Daniel C. Dennett. (image: SFI)

Daniel C. Dennett, one of the most influential and provocative philosophers of our times, passed away on April 19 at the age of 82 in Portland, Maine. At the time of his passing, Dennett held the position of External Professor at the Santa Fe Institute. He had recently left Santa Fe, having attended the late-March “Investigating Reality – A Philosophical, Mathematical, and Scientific Exploration” workshop where he gave the closing remarks.
 
Best known for his books Consciousness Explained, Darwin's Dangerous Idea, Breaking the Spell, and many others, Dennett was a firm proponent of the importance of philosophical debates informed by science. He challenged existing perspectives about the mind, consciousness, free will, intelligence, religion, and evolutionary biology.

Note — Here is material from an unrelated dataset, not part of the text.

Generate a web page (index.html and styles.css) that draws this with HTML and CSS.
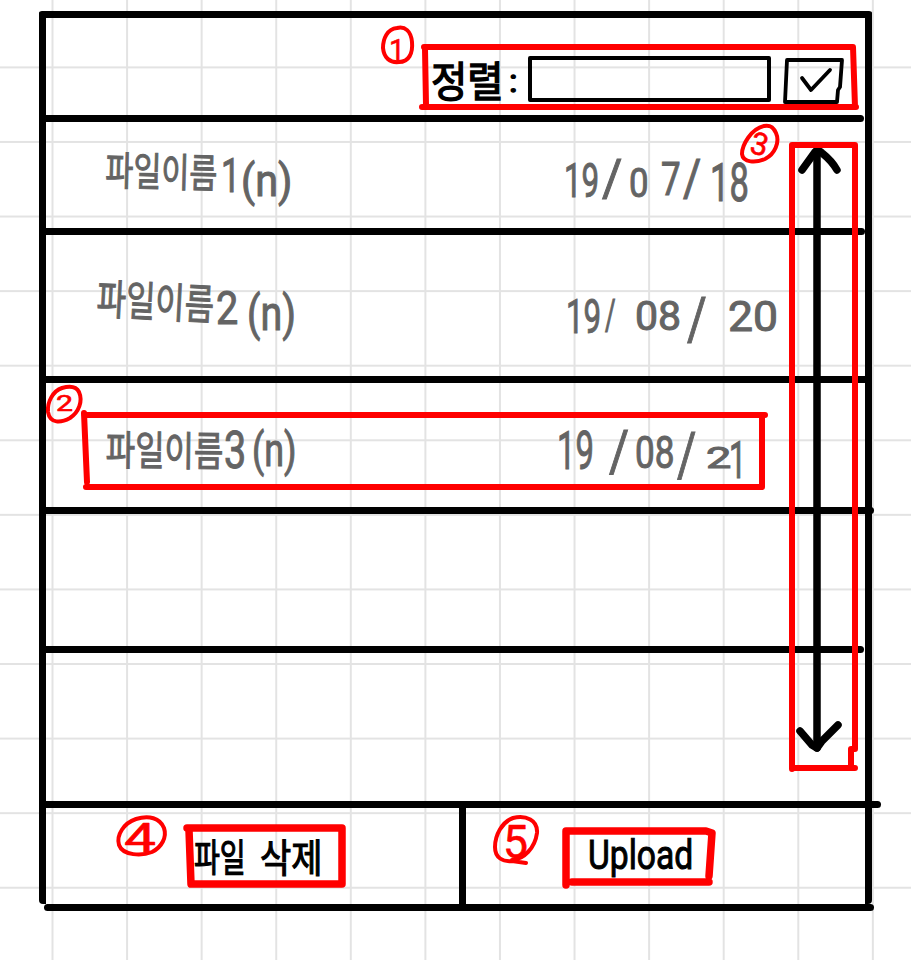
FILE: index.html
```
<!DOCTYPE html>
<html lang="ko">
<head>
<meta charset="utf-8">
<title>파일 목록</title>
<link rel="stylesheet" href="styles.css">
</head>
<body>
<main class="panel">
  <header class="row head">
    <span class="ink ko sort">정렬</span>
    <span class="ink colon">:</span>
    <div class="field"></div>
    <svg class="check" width="64" height="50" viewBox="0 0 64 50"><path d="M6 4L4 46H56L57 34L59 31L61 4ZM21 22L30 34L49 14"/></svg>
  </header>
  <section class="row r1">
    <div class="name"><span class="ink ko">파일이름</span><span class="ink num">1</span><span class="ink par">(n)</span></div>
    <div class="date"><span class="ink a">19</span><span class="ink b">/</span><span class="ink c">0</span><span class="ink d">7</span><span class="ink e">/</span><span class="ink f">18</span></div>
  </section>
  <section class="row r2">
    <div class="name"><span class="ink ko">파일이름</span><span class="ink num">2</span><span class="ink par">(n)</span></div>
    <div class="date"><span class="ink a">19</span><span class="ink b">/</span><span class="ink c">08</span><span class="ink d">/</span><span class="ink e">20</span></div>
  </section>
  <section class="row r3">
    <div class="name"><span class="ink ko">파일이름</span><span class="ink num">3</span><span class="ink par">(n)</span></div>
    <div class="date"><span class="ink a">19</span><span class="ink b">/</span><span class="ink c">08</span><span class="ink d">/</span><span class="ink e">2</span><span class="ink f">1</span></div>
  </section>
  <section class="row r4"></section>
  <section class="row r5"></section>
  <footer class="foot">
    <div class="cell remove"><span class="ink ko">파일</span><span class="ink ko last">삭제</span></div>
    <div class="cell upload"><span class="ink">Upload</span></div>
  </footer>
</main>
<svg class="notes" width="911" height="960" viewBox="0 0 911 960">
  <path class="arrow" d="M817 150V748"/>
  <path class="arrow tip" d="M802 170L815 152Q818 149 822 153Q832 161 837 170M800 731L812 745L817 748L822 741L838 725"/>
  <g class="frame">
    <path d="M424 47H853L855 107M425 49L426 105M422 107H856"/>
    <path d="M84 415H765M84 413L87 482M86 487H762V415"/>
    <path d="M792 145H855V749L851 749V768M792 145V769M792 768H855"/>
  </g>
  <g class="frame bold">
    <path d="M187 828H342V884H191L189 830"/>
    <path d="M566 885V831H706L712 833L709 876M572 882H709"/>
  </g>
  <g class="ring">
    <path d="M397 28C387 29 383 39 383 48C384 58 390 63 399 62C409 62 413 53 412 42C411 31 405 26 397 28Z"/>
    <path d="M62 388C53 391 47 402 48 412C50 424 61 423 70 418C79 412 83 401 79 392C76 386 69 386 62 388Z"/>
    <path d="M764 126C751 129 742 145 742 154C743 163 756 163 765 159C775 154 780 142 776 133C773 126 769 125 764 126Z"/>
    <path d="M136 819C124 823 116 835 119 845C123 856 142 856 152 852C162 847 167 837 164 828C160 818 149 815 136 819Z"/>
    <path d="M526 863L512 861C503 862 495 858 495 847C495 835 502 822 513 818C526 815 538 820 537 833C535 848 524 859 512 860"/>
  </g>
  <g class="digit">
    <text x="389" y="61" font-size="31" textLength="16" lengthAdjust="spacingAndGlyphs">1</text>
    <text x="56" y="411" font-size="22" textLength="17" lengthAdjust="spacingAndGlyphs">2</text>
    <text x="751" y="155" font-size="31" transform="rotate(14 760 144)">3</text>
    <text x="124" y="852" font-size="40" textLength="32" lengthAdjust="spacingAndGlyphs">4</text>
    <text x="503" y="858" font-size="46" textLength="25" lengthAdjust="spacingAndGlyphs">5</text>
  </g>
</svg>
</body>
</html>
```
FILE: styles.css
```
* { box-sizing: border-box; }
body {
  margin: 0;
  height: 960px;
  overflow: hidden;
  position: relative;
  padding: 11px 0 0 39px;
  font-family: Roboto, "Noto Sans CJK KR", sans-serif;
  background-color: #fff;
  background-image:
    linear-gradient(90deg, #e3e3e3 2px, transparent 2px),
    linear-gradient(#e3e3e3 2px, transparent 2px);
  background-size: 74.58px 74.58px;
  background-position: 51.5px 0, 0 66.4px;
}
.panel {
  position: relative;
  width: 833px;
  height: 893px;
  border: solid #000;
  border-width: 7px 7px 0;
  border-radius: 3px 3px 4px 4px;
}
.panel::after {
  content: "";
  position: absolute;
  left: -2px;
  right: -9px;
  top: 886px;
  height: 7px;
  border-radius: 4px;
  background: #000;
}
.row {
  --end: 0px;
  position: relative;
  display: flex;
  align-items: flex-start;
  color: #646464;
}
.row::after {
  content: "";
  position: absolute;
  left: -3px;
  right: var(--end);
  bottom: 0;
  height: 7px;
  border-radius: 4px;
  background: #000;
}
.head { height: 104px; --end: 1px; padding-left: 385px; color: #000; }
.r1 { height: 113px; }
.r2 { height: 147.5px; --end: -3px; }
.r3 { height: 131px; --end: -9px; }
.r4 { height: 139.5px; --end: 1px; }
.r5 { height: 155px; --end: -16px; }
.name, .date { display: flex; align-items: flex-start; }

/* --w: advance, --t: top offset, --f: size, --s: horizontal squeeze, --r: tilt */
.ink {
  --r: 0deg;
  flex: none;
  display: block;
  width: var(--w);
  margin-top: var(--t);
  font-size: var(--f);
  line-height: 1;
  white-space: nowrap;
  transform: rotate(var(--r)) scaleX(var(--s));
  transform-origin: 0 0;
  -webkit-text-stroke: 1px currentColor;
}
.ko { font-family: "Noto Sans CJK KR", sans-serif; }

.sort { --w: 78px; --t: 40px; --f: 42px; --s: .94; -webkit-text-stroke-width: 1.4px; }
.colon { --w: 19px; --t: 47px; --f: 32px; --s: 1.1; -webkit-text-stroke-width: 1.4px; }
.field { width: 243px; height: 46px; margin-top: 38px; border: 4px solid #000; border-radius: 2px; }
.check { margin: 38px 0 0 10px; fill: none; stroke: #000; stroke-width: 3.8; stroke-linecap: round; stroke-linejoin: round; }

.r1 .name { width: 518px; padding-left: 60px; }
.r1 .ko { --w: 115px; --t: 26px; --f: 40px; --s: .76; --r: 1.5deg; }
.r1 .num { --w: 20px; --t: 29px; --f: 49px; --s: .7; }
.r1 .par { --w: 54px; --t: 36px; --f: 45px; --s: .92; }
.r1 .a { --w: 38px; --t: 34px; --f: 49px; --s: .64; }
.r1 .b { --w: 27px; --t: 31px; --f: 52px; --s: .95; }
.r1 .c { --w: 32px; --t: 41px; --f: 41px; --s: .85; }
.r1 .d { --w: 22px; --t: 34px; --f: 46px; --s: .76; }
.r1 .e { --w: 27px; --t: 31px; --f: 52px; --s: .85; }
.r1 .f { --w: 38px; --t: 34px; --f: 54px; --s: .64; }

.r2 .name { width: 520px; padding-left: 52px; }
.r2 .ko { --w: 118px; --t: 40px; --f: 42px; --s: .76; --r: 3deg; }
.r2 .num { --w: 31px; --t: 50px; --f: 46px; --s: .86; }
.r2 .par { --w: 50px; --t: 55px; --f: 48px; --s: .82; }
.r2 .a { --w: 39px; --t: 57px; --f: 49px; --s: .64; }
.r2 .b { --w: 30px; --t: 58px; --f: 43px; --s: .6; }
.r2 .c { --w: 52px; --t: 61px; --f: 41px; --s: 1; }
.r2 .d { --w: 41px; --t: 54px; --f: 60px; --s: .8; }
.r2 .e { --w: 50px; --t: 61px; --f: 42px; --s: 1.06; }

.r3 .name { width: 511px; padding-left: 60px; }
.r3 .ko { --w: 118px; --t: 44px; --f: 41px; --s: .78; --r: .7deg; }
.r3 .num { --w: 28px; --t: 42px; --f: 52px; --s: .76; }
.r3 .par { --w: 50px; --t: 44px; --f: 46px; --s: .78; }
.r3 .a { --w: 52px; --t: 42px; --f: 53px; --s: .62; }
.r3 .b { --w: 26px; --t: 39px; --f: 58px; --s: .84; }
.r3 .c { --w: 42px; --t: 47px; --f: 45px; --s: .78; }
.r3 .d { --w: 29px; --t: 41px; --f: 62px; --s: .76; }
.r3 .e { --w: 23px; --t: 60px; --f: 30px; --s: 1.5; }
.r3 .f { --w: 18px; --t: 52px; --f: 51px; --s: .6; }

.foot { display: flex; height: 96px; color: #000; }
.cell { display: flex; align-items: flex-start; }
.remove { width: 420px; padding-left: 148px; border-right: 7px solid #000; }
.remove .ink { --w: 66px; --t: 28px; --f: 38px; --s: .74; -webkit-text-stroke-width: 1.2px; }
.remove .last { --w: 63px; --f: 39px; --s: .87; }
.upload { padding-left: 122px; }
.upload .ink { --w: 104px; --t: 27px; --f: 41px; --s: .82; }

.notes { position: absolute; left: 0; top: 0; fill: none; stroke-linecap: round; stroke-linejoin: round; }
.arrow { stroke: #000; stroke-width: 7.5; }
.frame { stroke: #f00; stroke-width: 6; }
.frame.bold { stroke-width: 7.5; }
.ring { stroke: #f00; stroke-width: 4; }
.digit { fill: #f00; stroke: #f00; stroke-width: .6; }
```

“Dan Dennett's work was to identify and explicate the ways in which the underlying, impersonal world described by natural science gave rise to the emergent human world of our everyday experience,” says SFI Fractal Faculty Sean Carroll (Johns Hopkins University). “It was precisely aligned with the philosophical side of SFI's mission, and he worked to make sure philosophy always played a role here.”
 
Dennett first visited the Santa Fe Institute in 1996 for a workshop on artificial life. He became a frequent visitor, participating in numerous workshops over the years, delivering public lectures at local SFI events, and choosing to spend his sabbatical at the Institute. In 2010, he became a Miller Scholar. “Santa Fe Institute is heaven for intellectuals. It’s just a wonderful place to be,” he said when opening the SFI community lecture titled Wild and Domesticated Religions: How the Machinery of Religion Evolved he delivered in March that year. In 2011, he joined SFI as External Faculty.
 
Post-pandemic, when Dennett was not able to visit Santa Fe, he would attend talks and workshops at the Institute virtually. Sometimes, after a visiting researcher had delivered their lunchtime seminar — a regular feature at SFI — a voice would crackle to life and, much to the visitor’s surprise, it would be Dennett, larger-than-life on screen, asking follow-up questions in his usual incisive manner.
 
“I’ve learned more, and learned more about learning, at the Santa Fe Institute than at any of my other idyllic think tanks … the institute’s denizens uniquely combine open-mindedness with a bracing insistence on clarity and rigor,” wrote Dennett in his book I’ve Been Thinking. However, as much as Dennett was influenced by ideas at SFI, researchers at SFI were equally influenced by his.
 
“Dan’s distinction between competence and comprehension, and the spectrum of intelligence that lies between them, has been very influential for me,” says SFI External Professor John Krakauer (Johns Hopkins University). “I owe to him, more than to anyone else, the conviction that philosophical thinking is critical to good scientific thinking.”
 
“Dennett’s 1991 paper ‘Real Patterns’ expressed the incredibly powerful idea that coarse-grained features of the world could simultaneously: 1) be real (in the sense that they compose our reality), and 2) emerge from a more fine-grained description of nature in a way that is affected by our practical perspectives as agents,” says former SFI Postdoctoral Fellow David Kinney (Yale University). “That idea is really a key that unlocks a conceptual scheme for understanding how physics, biology, and psychology can all fit together in a unified picture of reality.”
 
In 2022, Dennett organized the “Real Patterns in Science and Cognition” workshop with former SFI Postdoctoral Fellow, Tyler Millhouse (University of Arizona), and two other researchers. Millhouse, who had also been Dennett’s M.A. student at Tufts, remembers his kind nature. “Despite Dan’s often controversial public image, he was a warm, open, and generous person,” he says. “I remember him telling stories about his grandkids, buying a bottle of wine for a graduate student who found him the original version of a long-lost comic, and driving me home from one of his talks at MIT.” The workshop turned into a book contract with MIT Press for which, Millhouse says, Dennett was planning to write a chapter.
 
“Dan incepted our minds. I grew up with Brainstorms: Philosophical Essays on Mind and Psychology and The Intentional Stance,” says SFI President David Krakauer. “Losing Dan is the loss of a great human being, a living stimulus to endless thought, and an integral part of one’s intellectual childhood and self-discovery. He managed to connect many of the topics I came to care most about, from evolution to cognition to computation, despite the academy placing each in separate boxes. I am sad and mad at the same time. Mad at the loss of the irreplaceable.”